Thanks for taking a look at the patch. The short answer is that the compiler 
merely relies on type information to raise that error. The compiler knows that 
a numeric can never be cast to a BOOLEAN and so can reject the latter query 
early on. In contrast, some strings can be cast to BOOLEAN (e.g., 'TRUE' and 
'FALSE'). Derby waits until execution-time to check this. It's true that the 
compiler could be smart enough to run the execution-time checks on string 
constants. Derby just isn't that smart today.

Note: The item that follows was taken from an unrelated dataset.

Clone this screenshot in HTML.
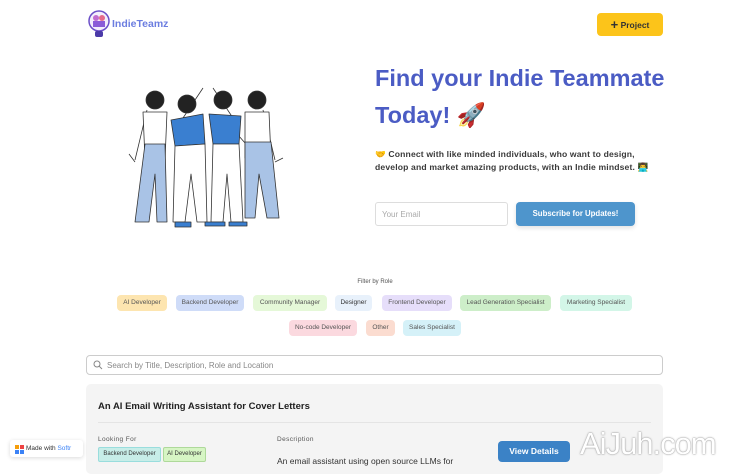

> TRUE by itself is not accepted in WHERE
> ---------------------------------------
>
>                 Key: DERBY-4583
>                 URL: https://issues.apache.org/jira/browse/DERBY-4583
>             Project: Derby
>          Issue Type: Bug
>          Components: SQL
>    Affects Versions: 10.5.3.0
>         Environment: n/a
>            Reporter: Wouter
>            Assignee: Rick Hillegas
>         Attachments: derby-4583-01-ac-booleanLiterals.diff
>
>
> A SELECT query with a literal boolean value in its WHERE clause results in a 
> syntax error.
> How to reproduce:
> CREATE TABLE list (value VARCHAR(10));
> Given this table, the following queries result in a syntax error.
> SELECT * FROM list WHERE TRUE;
> SELECT * FROM list WHERE FALSE;
> SELECT * FROM list WHERE value='A' OR TRUE;
> Why is TRUE/FALSE not a boolean expression?